Exercise input:
◆ ◆ ◆ ◆ ◆

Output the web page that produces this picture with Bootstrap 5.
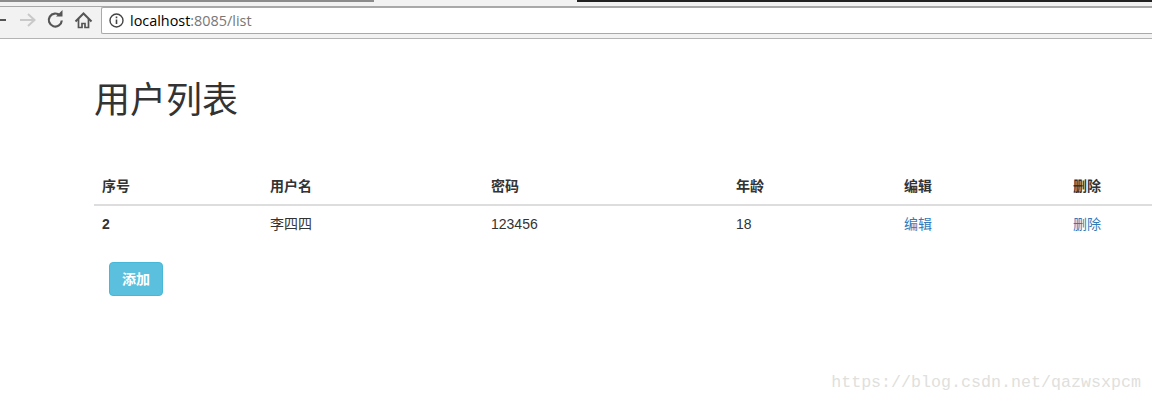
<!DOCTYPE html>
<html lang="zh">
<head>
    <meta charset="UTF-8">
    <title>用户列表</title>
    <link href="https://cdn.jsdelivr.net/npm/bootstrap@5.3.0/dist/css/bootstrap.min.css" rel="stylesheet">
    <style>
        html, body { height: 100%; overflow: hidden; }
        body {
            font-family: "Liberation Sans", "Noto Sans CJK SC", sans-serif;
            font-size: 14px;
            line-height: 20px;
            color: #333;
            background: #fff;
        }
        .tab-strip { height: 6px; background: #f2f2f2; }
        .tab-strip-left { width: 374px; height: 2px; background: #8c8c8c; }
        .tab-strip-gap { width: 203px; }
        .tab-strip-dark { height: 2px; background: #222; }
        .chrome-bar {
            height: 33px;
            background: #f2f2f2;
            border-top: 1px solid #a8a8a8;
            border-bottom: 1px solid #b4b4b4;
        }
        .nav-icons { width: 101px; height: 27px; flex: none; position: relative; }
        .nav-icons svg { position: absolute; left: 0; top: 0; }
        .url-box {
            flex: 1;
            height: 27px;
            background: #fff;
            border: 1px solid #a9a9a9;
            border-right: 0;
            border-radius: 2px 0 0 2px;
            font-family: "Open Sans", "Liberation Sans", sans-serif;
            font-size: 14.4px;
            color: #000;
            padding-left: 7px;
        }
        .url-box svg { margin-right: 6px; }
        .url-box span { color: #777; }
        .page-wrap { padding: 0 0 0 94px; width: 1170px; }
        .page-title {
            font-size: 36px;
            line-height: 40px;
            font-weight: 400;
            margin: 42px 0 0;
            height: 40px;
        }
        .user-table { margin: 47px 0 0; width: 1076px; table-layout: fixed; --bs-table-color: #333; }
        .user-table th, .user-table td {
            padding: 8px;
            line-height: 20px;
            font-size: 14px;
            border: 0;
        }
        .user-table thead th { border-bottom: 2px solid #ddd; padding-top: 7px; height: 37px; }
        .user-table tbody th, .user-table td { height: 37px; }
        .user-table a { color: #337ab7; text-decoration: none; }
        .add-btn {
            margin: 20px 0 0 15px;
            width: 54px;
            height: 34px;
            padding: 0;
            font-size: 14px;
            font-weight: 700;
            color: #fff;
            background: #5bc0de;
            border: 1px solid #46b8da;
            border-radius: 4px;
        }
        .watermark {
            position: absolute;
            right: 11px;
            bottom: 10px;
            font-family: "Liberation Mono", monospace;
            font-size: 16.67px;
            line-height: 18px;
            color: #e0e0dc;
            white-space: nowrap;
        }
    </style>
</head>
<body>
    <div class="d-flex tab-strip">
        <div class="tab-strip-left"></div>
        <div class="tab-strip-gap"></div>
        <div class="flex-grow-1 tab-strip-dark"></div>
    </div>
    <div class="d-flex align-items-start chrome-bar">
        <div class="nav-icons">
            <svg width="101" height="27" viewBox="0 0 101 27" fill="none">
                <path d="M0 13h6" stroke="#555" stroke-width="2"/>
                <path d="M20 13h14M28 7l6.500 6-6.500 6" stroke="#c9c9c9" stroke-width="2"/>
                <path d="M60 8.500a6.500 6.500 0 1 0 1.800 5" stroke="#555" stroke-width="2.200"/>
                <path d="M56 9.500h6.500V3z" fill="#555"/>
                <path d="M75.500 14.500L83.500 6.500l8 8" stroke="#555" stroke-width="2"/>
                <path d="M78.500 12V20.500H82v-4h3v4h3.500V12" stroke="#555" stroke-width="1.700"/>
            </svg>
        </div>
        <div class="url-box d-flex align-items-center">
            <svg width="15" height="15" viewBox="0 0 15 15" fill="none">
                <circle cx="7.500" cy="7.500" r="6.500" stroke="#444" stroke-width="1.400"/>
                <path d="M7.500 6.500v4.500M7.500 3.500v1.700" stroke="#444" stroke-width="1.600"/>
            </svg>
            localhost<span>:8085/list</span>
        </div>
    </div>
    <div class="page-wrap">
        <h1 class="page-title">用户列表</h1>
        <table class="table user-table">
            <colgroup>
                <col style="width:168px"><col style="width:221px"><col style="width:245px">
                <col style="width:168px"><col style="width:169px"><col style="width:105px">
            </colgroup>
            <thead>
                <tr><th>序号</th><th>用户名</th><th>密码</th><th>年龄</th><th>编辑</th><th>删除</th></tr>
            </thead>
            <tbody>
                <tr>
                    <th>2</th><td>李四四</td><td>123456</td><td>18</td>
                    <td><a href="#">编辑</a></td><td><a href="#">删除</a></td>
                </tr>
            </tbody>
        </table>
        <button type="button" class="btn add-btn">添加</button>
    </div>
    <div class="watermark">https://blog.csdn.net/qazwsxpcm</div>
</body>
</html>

◆ ◆ ◆ ◆ ◆

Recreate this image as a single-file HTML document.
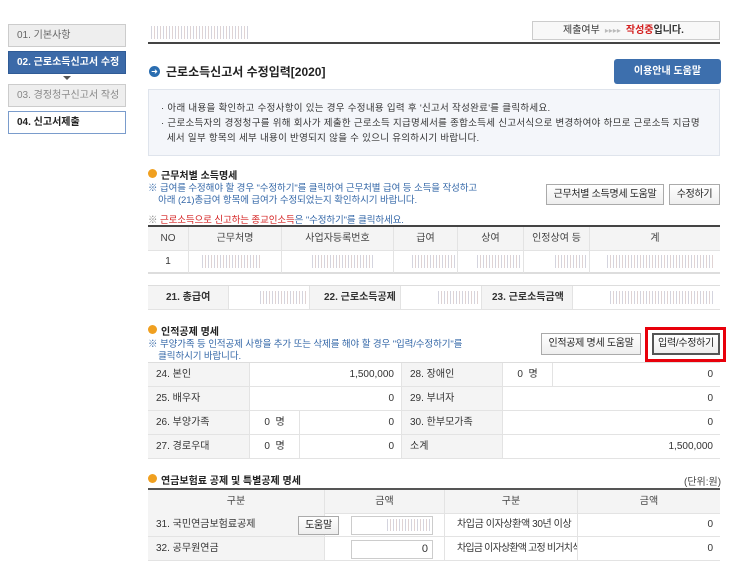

◆ ◆ ◆ ◆ ◆

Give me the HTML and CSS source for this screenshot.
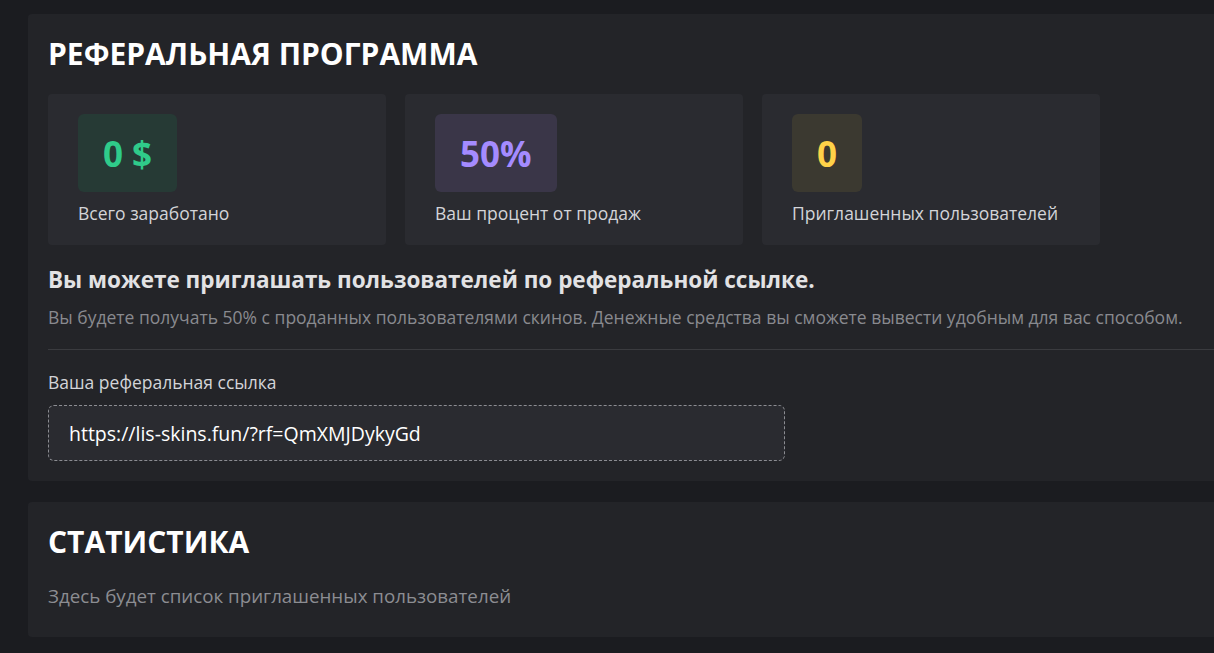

◆ ◆ ◆ ◆ ◆

Short task: Every line in the data that holds "this" should be copied out.

The output:
Output the web page that produces this picture with Bootstrap 5.
Recreate this image as a single-file HTML document.
Give me the HTML and CSS source for this screenshot.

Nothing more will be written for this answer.